Aún antes del inicio formal de las campañas electorales del próximo año, el escenario artificial que se quiso construir se empezó a derrumbar estrepitosamente. La pretensión de hacer del denominado centro, de coordenadas y contenidos imprecisos, la congregación de los profetas del futuro no resistió los afanes, egos y ambiciones de sus diversos componentes, ni pudo, a pesar de sus malabares y artimañas, encasillar a los colombianos en un escenario de repudiables extremos y una nueva y redentora equidistancia. Fue una apuesta atrevida contra la memoria colectiva el haber querido disfrazarse de heraldos de una nueva política, cuando su pasado reciente los ubica, unos como alfiles de Samper, César Gaviria y Juan Manuel Santos, otros en el Polo Democrático, y algunos más tributarios de las amnistías a organizaciones insurgentes. Para muchos, sus némesis terminaron en garrotera hirsuta con sus antiguos protectores. Y el tibio, injustamente abandonado a su suerte en procesos de incierto desenlace.

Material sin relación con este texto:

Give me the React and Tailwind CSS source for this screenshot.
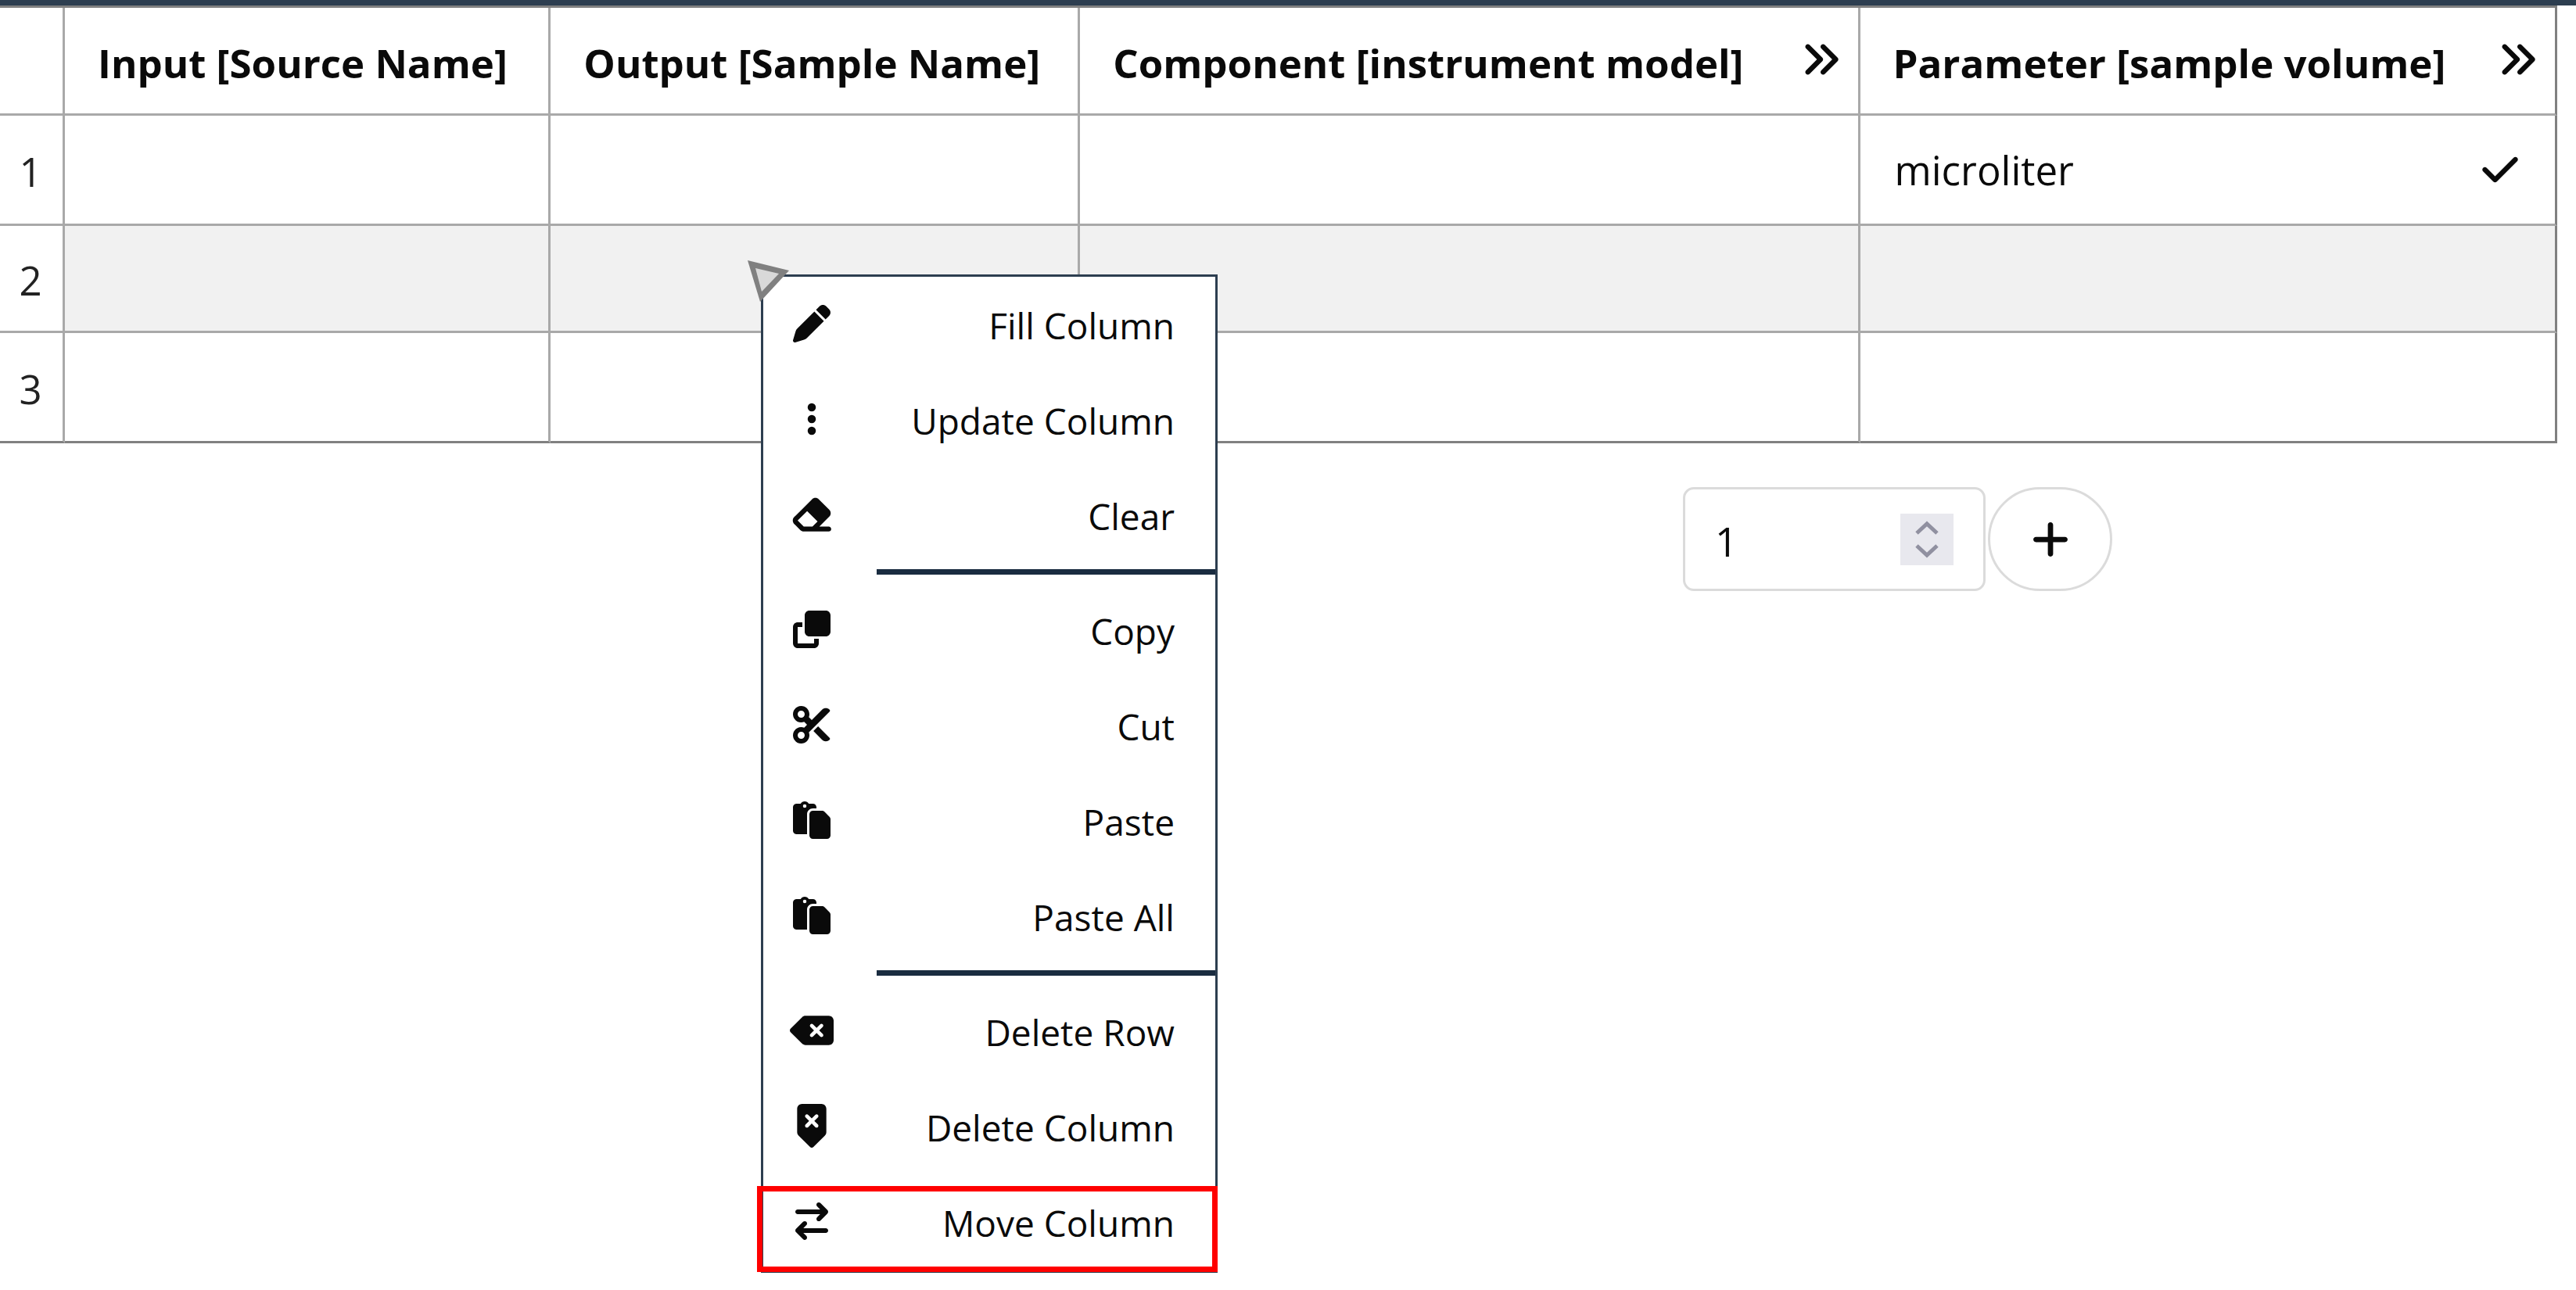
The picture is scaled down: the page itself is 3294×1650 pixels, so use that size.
import React, { useState } from "react";
import {
  FaPen,
  FaEllipsisVertical,
  FaEraser,
  FaClone,
  FaScissors,
  FaPaste,
  FaDeleteLeft,
  FaArrowRightArrowLeft,
  FaAnglesRight,
  FaCheck,
  FaPlus,
} from "react-icons/fa6";

const columns = [
  { title: "Input [Source Name]", width: "w-[19%]" },
  { title: "Output [Sample Name]", width: "w-[20.7%]" },
  { title: "Component [instrument model]", width: "w-[30.5%]", expandable: true },
  { title: "Parameter [sample volume]", width: "", expandable: true },
];

const rows = [
  { id: 1, height: "h-[141px]", cells: ["", "", "", "microliter"] },
  { id: 2, height: "h-[137px]", cells: ["", "", "", ""], active: true },
  { id: 3, height: "h-[141px]", cells: ["", "", "", ""] },
];

const square = "size-12 shrink-0";
const wide = "h-[50px] w-14 shrink-0";

const menuGroups = [
  [
    { label: "Fill Column", Icon: FaPen, iconClass: square },
    { label: "Update Column", Icon: FaEllipsisVertical, iconClass: square },
    { label: "Clear", Icon: FaEraser, iconClass: wide },
  ],
  [
    { label: "Copy", Icon: FaClone, iconClass: square },
    { label: "Cut", Icon: FaScissors, iconClass: square },
    { label: "Paste", Icon: FaPaste, iconClass: square },
    { label: "Paste All", Icon: FaPaste, iconClass: square },
  ],
  [
    { label: "Delete Row", Icon: FaDeleteLeft, iconClass: wide },
    { label: "Delete Column", Icon: FaDeleteLeft, iconClass: wide + " -rotate-90" },
    { label: "Move Column", Icon: FaArrowRightArrowLeft, iconClass: square, marked: true },
  ],
];

function AnnotationTable() {
  return (
    <table className="w-full table-fixed border-separate border-spacing-0 border-t-3 border-[#808080] text-[51px] leading-[70px]">
      <colgroup>
        <col className="w-[83px]" />
        {columns.map((c) => (
          <col key={c.title} className={c.width} />
        ))}
      </colgroup>
      <thead>
        <tr className="h-[138px]">
          <td className="border-r-3 border-b-3 border-[#a9a9a9]" />
          {columns.map((c) => (
            <th
              key={c.title}
              scope="col"
              className="border-r-3 border-b-3 border-[#a9a9a9] p-0 pt-1 pr-[22px] pl-[42px] text-left font-bold whitespace-nowrap last:border-r-[#808080]"
            >
              <div className="flex items-center justify-between">
                <span>{c.title}</span>
                {c.expandable && (
                  <button type="button" aria-label={"Expand " + c.title} className="mb-2">
                    <FaAnglesRight className="size-[52px]" />
                  </button>
                )}
              </div>
            </th>
          ))}
        </tr>
      </thead>
      <tbody>
        {rows.map((r, i) => {
          const bottom = i === rows.length - 1 ? "border-b-[#808080]" : "border-b-[#a9a9a9]";
          return (
            <tr key={r.id} className={r.height}>
              <th
                scope="row"
                className={"border-r-3 border-b-3 border-r-[#a9a9a9] p-0 pt-1 pr-0.5 text-center font-normal text-[#222222] " + bottom}
              >
                {r.id}
              </th>
              {r.cells.map((text, j) => (
                <td
                  key={j}
                  className={
                    "border-r-3 border-b-3 border-r-[#a9a9a9] py-0 pr-11 pl-11 last:border-r-[#808080] " +
                    bottom +
                    (r.active ? " bg-[#f1f1f1]" : "")
                  }
                >
                  {text && (
                    <div className="flex items-center justify-between">
                      <span>{text}</span>
                      <FaCheck className="size-[52px]" />
                    </div>
                  )}
                </td>
              ))}
            </tr>
          );
        })}
      </tbody>
    </table>
  );
}

function MenuItem({ label, Icon, iconClass, marked }) {
  return (
    <li role="none" className="relative">
      <button
        type="button"
        role="menuitem"
        className="flex h-[122px] w-full items-center justify-between pr-[52px] pl-[34px] whitespace-nowrap"
      >
        <span className="mb-1 flex w-14 justify-center">
          <Icon className={iconClass} />
        </span>
        <span>{label}</span>
      </button>
      {marked && (
        <span className="pointer-events-none absolute top-3.5 -right-[3px] -bottom-0.5 -left-2 border-[7px] border-[#ff0000]" />
      )}
    </li>
  );
}

function ContextMenu() {
  return (
    <div className="absolute top-[351px] left-[973px] w-[584px] border-3 border-[#2d3e50] bg-white pt-px text-[46px] leading-[64px]">
      <svg
        className="absolute -top-[22px] -left-[22px] h-[60px] w-[60px]"
        viewBox="0 0 60 60"
        aria-hidden="true"
      >
        <path d="M2 1 L55 14 L18 54 Z" fill="#808080" />
        <path d="M12 11 L42 18 L20 41 Z" fill="#d9d9d9" />
      </svg>
      <div role="menu" aria-label="Column actions">
        {menuGroups.map((group, g) => (
          <React.Fragment key={g}>
            {g > 0 && <hr className="mt-[7px] mb-[11px] ml-[145px] h-[7px] border-0 bg-[#1a2c40]" />}
            <ul role="none">
              {group.map((item) => (
                <MenuItem key={item.label} {...item} />
              ))}
            </ul>
          </React.Fragment>
        ))}
      </div>
    </div>
  );
}

function AddRows() {
  const [count, setCount] = useState(1);
  return (
    <div className="mt-14 flex justify-end gap-[3px] pr-[18%] text-[51px] leading-[70px]">
      <div className="flex h-[133px] w-[387px] items-center justify-between rounded-[14px] border-3 border-[#dbdbdb] pr-[38px] pl-[38px]">
        <input
          type="number"
          aria-label="Number of rows to add"
          value={count}
          min={1}
          onChange={(e) => setCount(Number(e.target.value))}
          className="w-40 [appearance:textfield] bg-transparent pt-1 outline-none [&::-webkit-inner-spin-button]:appearance-none"
        />
        <span className="flex h-[66px] w-[68px] flex-col items-center justify-center gap-3 bg-[#e8e8ee] text-[#9090a0]">
          <button type="button" aria-label="Increase" onClick={() => setCount(count + 1)}>
            <svg className="block h-[18px] w-[30px]" viewBox="0 0 30 18" fill="none" stroke="currentColor" strokeWidth="5">
              <path d="M2 16 L15 4 L28 16" />
            </svg>
          </button>
          <button type="button" aria-label="Decrease" onClick={() => setCount(Math.max(1, count - 1))}>
            <svg className="block h-[18px] w-[30px]" viewBox="0 0 30 18" fill="none" stroke="currentColor" strokeWidth="5">
              <path d="M2 2 L15 14 L28 2" />
            </svg>
          </button>
        </span>
      </div>
      <button
        type="button"
        aria-label="Add rows"
        className="flex h-[133px] w-[159px] items-center justify-center rounded-full border-3 border-[#dbdbdb]"
      >
        <FaPlus className="size-[54px]" />
      </button>
    </div>
  );
}

export default function App() {
  return (
    <main className="relative min-h-screen overflow-hidden bg-white font-['Open_Sans','Noto_Sans',sans-serif] text-[#0a0a0a]">
      <div className="h-[7px] bg-[#2d3e50]" />
      <div className="pr-6">
        <AnnotationTable />
      </div>
      <AddRows />
      <ContextMenu />
    </main>
  );
}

El efímero y difuso centro cedió su espacio al paulatino reagrupamiento de la izquierda hoy denominada progresismo. Aspira ésta a que el cambio de nombre le permita remozar su imagen sin trastocar sus esencias y extender su predicación a diversos sectores sociales y a temas que la indolencia de sus contendores ha desechado. Ni el partido Verde en proceso de deconstrucción, ni el partido Dignidad en fallida acción de elaboración, ni el Nuevo liberalismo en improbable propósito de renacimiento, ni en Marcha en absoluta incapacidad de rumbo y metas, tienen posibilidad de evitar la apropiación que hará Petro de sus menguadas huestes y de la personería de ese nuevo emblema que oculta trasnochadas y fallidas concepciones. El odio y el resentimiento serán sus alicientes y la estatización del sector productivo sus objetivos, la igualdad resultará de la aplicación del más bajo común denominador y la libertad se dispensará a cuenta gotas por el amo de turno por tiempos que serán vividos por la gente como infinitos.
Por ello los procesos electorales que recientemente se han surtido este año en países del hemisferio y los que tendrán lugar antes de finalizar el año, deben examinarse con detenimiento porque no serán ajenos a nuestras elecciones en el 2022. Nadie escapa hoy a los efectos de la globalización, especialmente en un continente en el que afloran tendencias que apuntan a la instalación de regímenes totalitarios susceptibles de alterar los principios de paz y democracia del sistema interamericano. La elección en el Perú y la que se anticipa en Nicaragua corresponden a la génesis y resultado final de lo acontecido en Venezuela. Ese tejido de solidaridades ideológicas constituye la mayor amenaza para la supervivencia de la democracia en Colombia. Nada es creíble en Petro, así se trate de no expropiar, de creer en Jesús, de sus supuestas enfermedades, del origen de los aportes a su campaña o de su peculio. El tránsito de Perú a la dictadura y la consolidación de Ortega en Nicaragua son suficiente evidencia para que no nos veamos condenados a la esclavitud sin final que ya prevalece en Cuba y Venezuela.